I seriously must have missed something along the way since the 'clitics' section... as I instinctively put "I suppose it is" - but feel I'm out of my depth a little... I think we are expected to know more than we have been taught, at this point, and for the previous few sections. But maybe it's just me?! Sorry for the clutter, but wanted to say this.
It belongs to a group of irregular verbs that are modeled after "porre" (to put, place, lay). http://www.wordreference.com/conj/ITVerbs.aspx?v=porre
If you want to say "I suppose that it is so" this complicates things a little and this type of phraseology is dealt with in Duolingo under the sections covering subjunctive verb use.

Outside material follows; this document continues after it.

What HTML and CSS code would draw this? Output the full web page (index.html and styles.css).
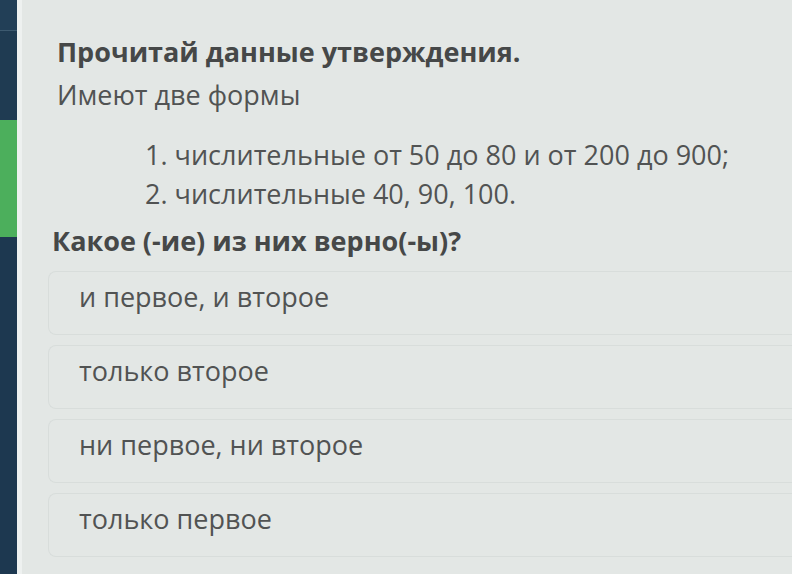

The way to say "I suppose that it is so" would be "Suppongo che sia così" (Literally "I suppose that it be like this")
So the only way to translate "Suppongo di sì" is by "I suppose so"
In a little more depth: The subjunctive is used to convey thoughts, hopes, suppositions (as in the above.) It relates to an older style of English often seen in Shakespearean literature. The key to it is that it reflects the word "be" as in "what be the problem?" rather than as we would now say "what is the problem?" You can often see it coming by the use of the word "che" to mean "that" - then you know to go into the subjunctive of the verb.
Porre (like supporre, proporre, esporre...) is a contraction of Latin "ponere", as you can sere eg looking at the imperfect tense, where it behaves like a regular second conjugation verb. In most other tenses it's irregular and (as a rule of thumb) you have to put an 'o' where a second conjugation verb has an 'e'. It won't work everywhere but it may help..
I think so, I suppose so, I believe so, I guess so.........All these phrases have subtly different meanings when used in different contexts. The problems is they are used interchangeably in everyday speech. In the US "I guess so" is dominant and in the UK "I think so" is mostly used.However in the UK "I suppose so / I believe so" has also been captured by educated speakers to denote status (watch BBC interviews who also use "extraordinary" incessantly). Learning Romance languages helps to re-introduce subtlety and precision in grammar and discourse.